PROBLEM.
Scan the data below and pick out the lines containing the word "index".

Rows from a dataset of pages and code
┄┄┄┄┄┄┄┄┄┄

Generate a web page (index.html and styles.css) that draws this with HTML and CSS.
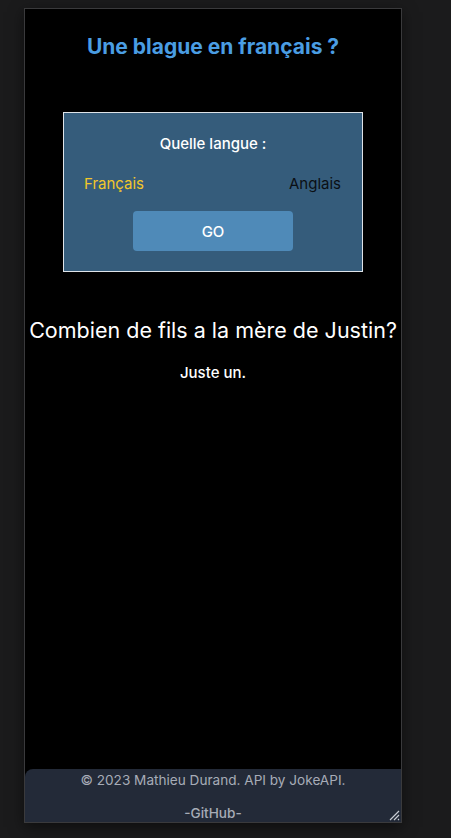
FILE: index.html
```html
<!DOCTYPE html>
<html lang="fr">
<head>
<meta charset="utf-8">
<title>Blague</title>
<link rel="stylesheet" href="styles.css">
</head>
<body>
<div class="frame">
  <h1 class="title">Une blague en français ?</h1>
  <div class="card">
    <p class="card-label">Quelle langue :</p>
    <div class="langs">
      <span class="lang lang-active">Français</span>
      <span class="lang">Anglais</span>
    </div>
    <button class="go">GO</button>
  </div>
  <p class="joke">Combien de fils a la mère de Justin?</p>
  <p class="answer">Juste un.</p>
  <div class="spacer"></div>
  <footer class="footer">
    <p class="footer-line">© 2023 Mathieu Durand. API by JokeAPI.</p>
    <p class="footer-line footer-link">-GitHub-</p>
  </footer>
  <svg class="grip" width="12" height="12" viewBox="0 0 12 12">
    <path d="M11 2 L2 11 M11 6 L6 11 M11 10 L10 11" stroke="#c8ccd4" stroke-width="1.2"/>
  </svg>
</div>
</body>
</html>
```
FILE: styles.css
```css
html, body {
  margin: 0;
  padding: 0;
  background: #1b1b1c;
  height: 100%;
  overflow: hidden;
}
body {
  padding: 8px 0 0 24px;
  font-family: Inter, "Noto Sans", sans-serif;
}
.frame {
  position: relative;
  width: 376px;
  height: 813px;
  border: 1px solid #3a3a3c;
  background: #000;
  display: flex;
  flex-direction: column;
  align-items: center;
  overflow: hidden;
  box-shadow: 0 4px 14px rgba(0,0,0,0.5);
}
.title {
  margin: 26px 0 0;
  font-size: 21px;
  line-height: 24px;
  font-weight: 700;
  color: #4a9de3;
}
.card {
  margin-top: 53px;
  width: 298px;
  height: 158px;
  border: 1px solid #dfe3e8;
  background: #355c7b;
  display: flex;
  flex-direction: column;
  align-items: center;
}
.card-label {
  margin: 21px 0 0;
  font-size: 15px;
  line-height: 20px;
  font-weight: 500;
  color: #fff;
}
.langs {
  align-self: stretch;
  display: flex;
  justify-content: space-between;
  padding: 0 21px 0 20px;
  margin-top: 20px;
}
.lang {
  font-size: 15px;
  line-height: 20px;
  color: #0b0f14;
}
.lang-active {
  color: #f2c72a;
}
.go {
  margin-top: 17px;
  width: 160px;
  height: 40px;
  border: none;
  border-radius: 4px;
  background: #4f8ab8;
  color: #fff;
  font-family: Inter, "Noto Sans", sans-serif;
  font-size: 15px;
  font-weight: 500;
}
.joke {
  margin: 44px 0 0;
  font-size: 21.5px;
  line-height: 28px;
  color: #fff;
  white-space: nowrap;
}
.answer {
  margin: 19px 0 0;
  font-size: 15px;
  line-height: 20px;
  font-weight: 500;
  color: #fff;
}
.spacer {
  flex: 1;
}
.footer {
  align-self: stretch;
  margin-bottom: -12px;
  height: 65px;
  flex: none;
  background: #232a38;
  border-radius: 8px 0 0 8px;
  display: flex;
  flex-direction: column;
  align-items: center;
}
.footer-line {
  margin: 2px 0 0;
  font-size: 13.6px;
  line-height: 18px;
  color: #a7acb7;
}
.footer-link {
  margin-top: 15px;
  font-weight: 500;
}
.grip {
  position: absolute;
  right: 1px;
  bottom: 1px;
}
```
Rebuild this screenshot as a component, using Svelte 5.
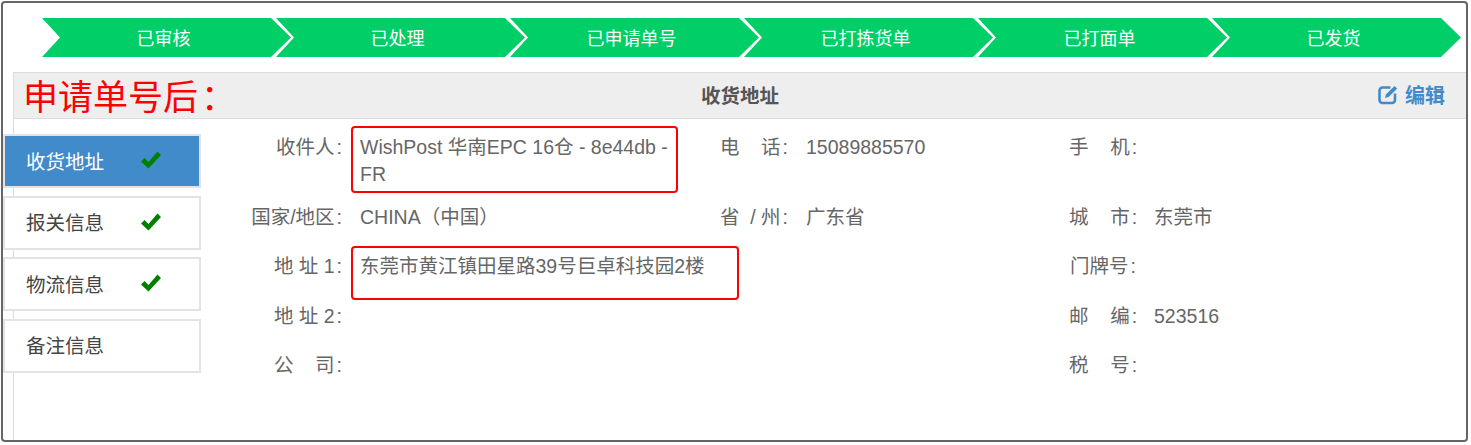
<script>
    const sp4 = "\u00a0\u00a0\u00a0\u00a0";
    const steps = ["已审核", "已处理", "已申请单号", "已打拣货单", "已打面单", "已发货"];
    const tabs = [
        { name: "收货地址", done: true, active: true },
        { name: "报关信息", done: true },
        { name: "物流信息", done: true },
        { name: "备注信息", done: false },
    ];
    const fields = [
        ["收件人", "WishPost 华南EPC 16仓 - 8e44db - FR", "box1"],
        [`电${sp4}话`, "15089885570"],
        [`手${sp4}机`, ""],
        ["国家/地区", "CHINA（中国）"],
        ["省\u00a0\u00a0/ 州", "广东省"],
        [`城${sp4}市`, "东莞市"],
        ["地 址 1", "东莞市黄江镇田星路39号巨卓科技园2楼", "box2"],
        ["", ""],
        ["门牌号", ""],
        ["地 址 2", ""],
        ["", ""],
        [`邮${sp4}编`, "523516"],
        [`公${sp4}司`, ""],
        ["", ""],
        [`税${sp4}号`, ""],
    ];
</script>

<div class="frame">
    <ol class="steps">
        {#each steps as s}
            <li>{s}</li>
        {/each}
    </ol>

    <section class="panel">
        <header>
            <span class="note">申请单号后<em>：</em></span>
            <h2>收货地址</h2>
            <a href="#edit" class="edit">
                <svg width="20" height="20" viewBox="0 0 20 20" fill="none">
                    <path d="M12.500 2.500H4.500a3 3 0 0 0-3 3V15a3 3 0 0 0 3 3H14a3 3 0 0 0 3-3V8.500" stroke="currentColor" stroke-width="2.600" />
                    <path d="M7 13l.9-3.600L16.500.9l2.700 2.700-8.600 8.500z" fill="currentColor" />
                </svg>
                <span>编辑</span>
            </a>
        </header>
        <div class="body">
            <ul class="tabs">
                {#each tabs as t}
                    <li class:active={t.active}>
                        <span>{t.name}</span>
                        {#if t.done}
                            <svg class="check" width="22" height="20" viewBox="0 0 22 20">
                                <path d="M1 11.500l3.500-3.500 4 4L17.500 1.500 21 5 8.500 18.500z" fill="#008000" />
                            </svg>
                        {/if}
                    </li>
                {/each}
            </ul>
            <div class="form">
                {#each fields as f}
                    <div class="label">
                        {#if f[0]}{f[0]}<b>:</b>{/if}
                    </div>
                    <div class="value" class:nowrap={f[2] === "box2"}>
                        {#if f[2]}<i class={f[2]}></i>{/if}{f[1]}
                    </div>
                {/each}
            </div>
        </div>
    </section>
</div>

<style>
    :global(body) {
        background: #fff;
    }
    .frame {
        box-sizing: border-box;
        width: 1467px;
        height: 441px;
        margin: 1px 0 0 1px;
        border: 2px solid #666;
        border-radius: 4px;
        padding-top: 15px;
        overflow: hidden;
        font-family: "Liberation Sans", "Noto Sans CJK SC", sans-serif;
        font-size: 19.500px;
        color: #666;
    }
    .steps {
        list-style: none;
        margin: 0 0 15px 39px;
        padding: 0;
        display: flex;
    }
    .steps li {
        flex: none;
        box-sizing: border-box;
        width: 249px;
        height: 39px;
        margin-right: -15px;
        padding-right: 6px;
        background: #00cf68;
        color: #fff;
        font-size: 18px;
        line-height: 42px;
        text-align: center;
        clip-path: polygon(0 0, calc(100% - 20px) 0, 100% 50%, calc(100% - 20px) 100%, 0 100%, 18px 50%);
    }
    .panel {
        margin-left: 10px;
        height: 400px;
        border-left: 1px solid #ddd;
    }
    header {
        box-sizing: border-box;
        height: 47px;
        display: grid;
        grid-template-columns: 1fr auto 1fr;
        align-items: center;
        background: #eee;
        border-top: 1px solid #ddd;
        border-bottom: 1px solid #ddd;
    }
    .note {
        padding: 3px 0 0 9px;
        font-size: 35px;
        line-height: 43px;
        color: #f00;
        white-space: nowrap;
    }
    .note em {
        font-style: normal;
        margin-left: 3px;
    }
    h2 {
        margin: 0 0 3px;
        font-size: 19.500px;
        font-weight: 700;
        color: #555;
    }
    .edit {
        justify-self: end;
        display: flex;
        align-items: center;
        gap: 7px;
        margin: 0 21px 3px 0;
        color: #428bca;
        font-weight: 700;
        font-size: 20px;
        text-decoration: none;
    }
    .body {
        display: flex;
    }
    .tabs {
        list-style: none;
        flex: none;
        width: 198px;
        margin: 15px -1px 0 -11px;
        padding: 0;
        display: flex;
        flex-direction: column;
        gap: 7.500px;
    }
    .tabs li {
        box-sizing: border-box;
        height: 54px;
        display: flex;
        align-items: center;
        padding: 0 0 2px 21px;
        background: #fff;
        border: 2px solid #e3e3e3;
        color: #444;
    }
    .tabs li span {
        width: 114px;
    }
    .tabs li.active {
        background: #428bca;
        color: #fff;
    }
    .form {
        flex: 1;
        margin-top: 14.500px;
        display: grid;
        grid-template-columns: 142px 338px 108px 281px 67px 1fr;
        grid-template-rows: 70px 49px 50px 49px 49px;
        line-height: 27px;
    }
    .label {
        text-align: right;
        white-space: nowrap;
    }
    .label b {
        font-weight: 400;
        margin-left: 2px;
    }
    .value {
        position: relative;
        padding-left: 18px;
    }
    .value.nowrap {
        white-space: nowrap;
    }
    .box1,
    .box2 {
        position: absolute;
        left: 9px;
        border: 2px solid #f00;
        border-radius: 4px;
        pointer-events: none;
    }
    .box1 {
        top: -8px;
        width: 323px;
        height: 63px;
    }
    .box2 {
        top: -7px;
        width: 384px;
        height: 50px;
    }
</style>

┄┄┄┄┄┄┄┄┄┄

SOLUTION TO THIS TASK.
Generate a web page (index.html and styles.css) that draws this with HTML and CSS.
FILE: index.html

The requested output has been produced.